• WHAT THE TASK ASKS
The data below should be restated word for word, with every picture omitted.

[START OF DATA SEGMENT]

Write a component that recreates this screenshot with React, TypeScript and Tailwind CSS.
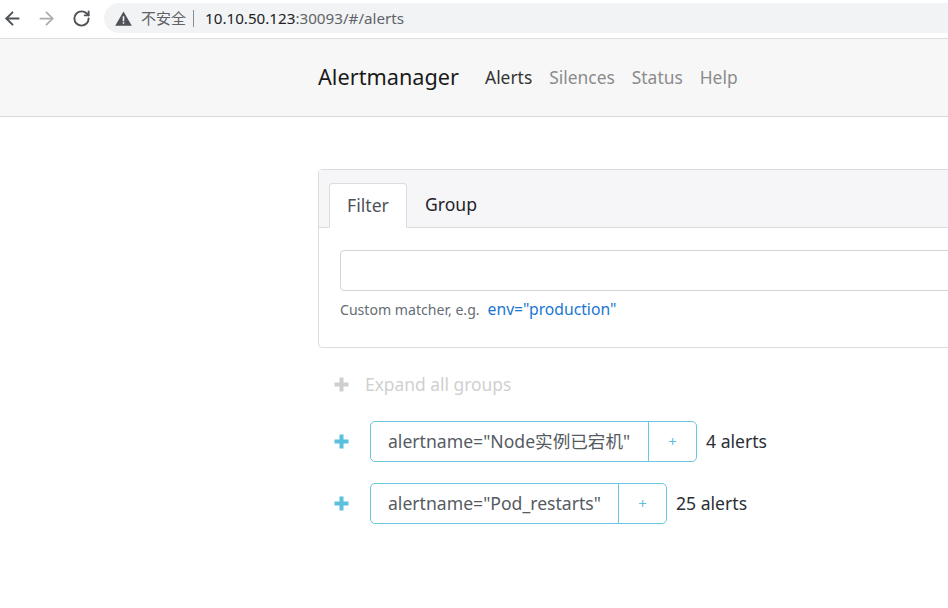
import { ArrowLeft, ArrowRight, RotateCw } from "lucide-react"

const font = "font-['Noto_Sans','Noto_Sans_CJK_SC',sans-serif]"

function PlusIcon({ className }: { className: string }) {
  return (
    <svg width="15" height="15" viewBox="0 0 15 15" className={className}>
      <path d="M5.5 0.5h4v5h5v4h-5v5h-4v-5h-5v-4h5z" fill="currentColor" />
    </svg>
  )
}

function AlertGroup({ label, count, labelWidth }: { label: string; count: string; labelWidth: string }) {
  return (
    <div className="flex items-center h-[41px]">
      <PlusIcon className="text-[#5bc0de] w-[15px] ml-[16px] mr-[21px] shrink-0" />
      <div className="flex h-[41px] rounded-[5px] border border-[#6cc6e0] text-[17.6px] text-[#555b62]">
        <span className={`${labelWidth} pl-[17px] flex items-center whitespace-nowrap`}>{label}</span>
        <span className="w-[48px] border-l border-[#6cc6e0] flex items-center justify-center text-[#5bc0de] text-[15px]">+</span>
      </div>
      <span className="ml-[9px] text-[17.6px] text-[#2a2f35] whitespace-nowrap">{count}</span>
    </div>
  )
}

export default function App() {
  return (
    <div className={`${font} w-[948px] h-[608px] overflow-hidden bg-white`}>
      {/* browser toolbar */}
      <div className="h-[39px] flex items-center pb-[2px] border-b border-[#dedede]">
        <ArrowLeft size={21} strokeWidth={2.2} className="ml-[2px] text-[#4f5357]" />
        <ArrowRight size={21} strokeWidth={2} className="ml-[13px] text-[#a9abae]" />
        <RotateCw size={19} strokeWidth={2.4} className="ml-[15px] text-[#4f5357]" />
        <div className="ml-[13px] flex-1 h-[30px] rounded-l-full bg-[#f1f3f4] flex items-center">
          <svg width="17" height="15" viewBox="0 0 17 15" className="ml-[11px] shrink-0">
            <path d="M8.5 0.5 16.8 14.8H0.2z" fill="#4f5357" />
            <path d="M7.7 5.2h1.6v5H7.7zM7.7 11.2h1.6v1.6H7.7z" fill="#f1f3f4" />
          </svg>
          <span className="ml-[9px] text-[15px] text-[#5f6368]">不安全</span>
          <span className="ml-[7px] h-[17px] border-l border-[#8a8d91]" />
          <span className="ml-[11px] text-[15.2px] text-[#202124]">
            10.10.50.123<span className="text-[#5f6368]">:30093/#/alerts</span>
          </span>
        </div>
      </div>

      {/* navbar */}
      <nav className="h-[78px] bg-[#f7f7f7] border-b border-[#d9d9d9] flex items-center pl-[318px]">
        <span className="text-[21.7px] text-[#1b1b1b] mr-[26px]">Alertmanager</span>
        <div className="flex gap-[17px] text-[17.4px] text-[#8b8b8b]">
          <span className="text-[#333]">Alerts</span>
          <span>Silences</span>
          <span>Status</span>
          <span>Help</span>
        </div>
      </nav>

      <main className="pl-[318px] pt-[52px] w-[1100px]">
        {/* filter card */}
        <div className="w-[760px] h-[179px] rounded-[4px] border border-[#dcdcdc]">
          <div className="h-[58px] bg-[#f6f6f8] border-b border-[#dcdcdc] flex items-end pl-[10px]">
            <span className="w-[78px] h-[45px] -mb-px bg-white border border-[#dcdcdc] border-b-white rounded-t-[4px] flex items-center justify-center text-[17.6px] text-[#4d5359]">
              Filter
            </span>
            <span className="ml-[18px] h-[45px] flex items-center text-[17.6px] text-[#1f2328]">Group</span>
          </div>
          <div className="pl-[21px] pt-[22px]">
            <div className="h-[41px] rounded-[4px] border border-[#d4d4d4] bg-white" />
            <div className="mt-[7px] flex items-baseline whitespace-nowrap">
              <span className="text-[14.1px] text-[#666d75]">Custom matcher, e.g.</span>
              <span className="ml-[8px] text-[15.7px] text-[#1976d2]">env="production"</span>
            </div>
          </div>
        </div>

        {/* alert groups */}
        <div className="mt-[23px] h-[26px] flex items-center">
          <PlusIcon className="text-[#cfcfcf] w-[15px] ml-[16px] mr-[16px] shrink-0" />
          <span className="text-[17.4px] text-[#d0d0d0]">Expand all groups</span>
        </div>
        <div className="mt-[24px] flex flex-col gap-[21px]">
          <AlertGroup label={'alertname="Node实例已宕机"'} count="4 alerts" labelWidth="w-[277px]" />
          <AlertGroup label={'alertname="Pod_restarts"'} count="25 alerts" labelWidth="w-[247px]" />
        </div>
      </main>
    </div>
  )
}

[END OF DATA SEGMENT]

• SOLUTION FOR THIS TASK
Write a component that recreates this screenshot with React, TypeScript and Tailwind CSS.
import { ArrowLeft, ArrowRight, RotateCw } from "lucide-react"

const font = "font-['Noto_Sans','Noto_Sans_CJK_SC',sans-serif]"

function PlusIcon({ className }: { className: string }) {
  return (
    <svg width="15" height="15" viewBox="0 0 15 15" className={className}>
      <path d="M5.5 0.5h4v5h5v4h-5v5h-4v-5h-5v-4h5z" fill="currentColor" />
    </svg>
  )
}

function AlertGroup({ label, count, labelWidth }: { label: string; count: string; labelWidth: string }) {
  return (
    <div className="flex items-center h-[41px]">
      <PlusIcon className="text-[#5bc0de] w-[15px] ml-[16px] mr-[21px] shrink-0" />
      <div className="flex h-[41px] rounded-[5px] border border-[#6cc6e0] text-[17.6px] text-[#555b62]">
        <span className={`${labelWidth} pl-[17px] flex items-center whitespace-nowrap`}>{label}</span>
        <span className="w-[48px] border-l border-[#6cc6e0] flex items-center justify-center text-[#5bc0de] text-[15px]">+</span>
      </div>
      <span className="ml-[9px] text-[17.6px] text-[#2a2f35] whitespace-nowrap">{count}</span>
    </div>
  )
}

export default function App() {
  return (
    <div className={`${font} w-[948px] h-[608px] overflow-hidden bg-white`}>
      {/* browser toolbar */}
      <div className="h-[39px] flex items-center pb-[2px] border-b border-[#dedede]">
        <ArrowLeft size={21} strokeWidth={2.2} className="ml-[2px] text-[#4f5357]" />
        <ArrowRight size={21} strokeWidth={2} className="ml-[13px] text-[#a9abae]" />
        <RotateCw size={19} strokeWidth={2.4} className="ml-[15px] text-[#4f5357]" />
        <div className="ml-[13px] flex-1 h-[30px] rounded-l-full bg-[#f1f3f4] flex items-center">
          <svg width="17" height="15" viewBox="0 0 17 15" className="ml-[11px] shrink-0">
            <path d="M8.5 0.5 16.8 14.8H0.2z" fill="#4f5357" />
            <path d="M7.7 5.2h1.6v5H7.7zM7.7 11.2h1.6v1.6H7.7z" fill="#f1f3f4" />
          </svg>
          <span className="ml-[9px] text-[15px] text-[#5f6368]">不安全</span>
          <span className="ml-[7px] h-[17px] border-l border-[#8a8d91]" />
          <span className="ml-[11px] text-[15.2px] text-[#202124]">
            10.10.50.123<span className="text-[#5f6368]">:30093/#/alerts</span>
          </span>
        </div>
      </div>

      {/* navbar */}
      <nav className="h-[78px] bg-[#f7f7f7] border-b border-[#d9d9d9] flex items-center pl-[318px]">
        <span className="text-[21.7px] text-[#1b1b1b] mr-[26px]">Alertmanager</span>
        <div className="flex gap-[17px] text-[17.4px] text-[#8b8b8b]">
          <span className="text-[#333]">Alerts</span>
          <span>Silences</span>
          <span>Status</span>
          <span>Help</span>
        </div>
      </nav>

      <main className="pl-[318px] pt-[52px] w-[1100px]">
        {/* filter card */}
        <div className="w-[760px] h-[179px] rounded-[4px] border border-[#dcdcdc]">
          <div className="h-[58px] bg-[#f6f6f8] border-b border-[#dcdcdc] flex items-end pl-[10px]">
            <span className="w-[78px] h-[45px] -mb-px bg-white border border-[#dcdcdc] border-b-white rounded-t-[4px] flex items-center justify-center text-[17.6px] text-[#4d5359]">
              Filter
            </span>
            <span className="ml-[18px] h-[45px] flex items-center text-[17.6px] text-[#1f2328]">Group</span>
          </div>
          <div className="pl-[21px] pt-[22px]">
            <div className="h-[41px] rounded-[4px] border border-[#d4d4d4] bg-white" />
            <div className="mt-[7px] flex items-baseline whitespace-nowrap">
              <span className="text-[14.1px] text-[#666d75]">Custom matcher, e.g.</span>
              <span className="ml-[8px] text-[15.7px] text-[#1976d2]">env="production"</span>
            </div>
          </div>
        </div>

        {/* alert groups */}
        <div className="mt-[23px] h-[26px] flex items-center">
          <PlusIcon className="text-[#cfcfcf] w-[15px] ml-[16px] mr-[16px] shrink-0" />
          <span className="text-[17.4px] text-[#d0d0d0]">Expand all groups</span>
        </div>
        <div className="mt-[24px] flex flex-col gap-[21px]">
          <AlertGroup label={'alertname="Node实例已宕机"'} count="4 alerts" labelWidth="w-[277px]" />
          <AlertGroup label={'alertname="Pod_restarts"'} count="25 alerts" labelWidth="w-[247px]" />
        </div>
      </main>
    </div>
  )
}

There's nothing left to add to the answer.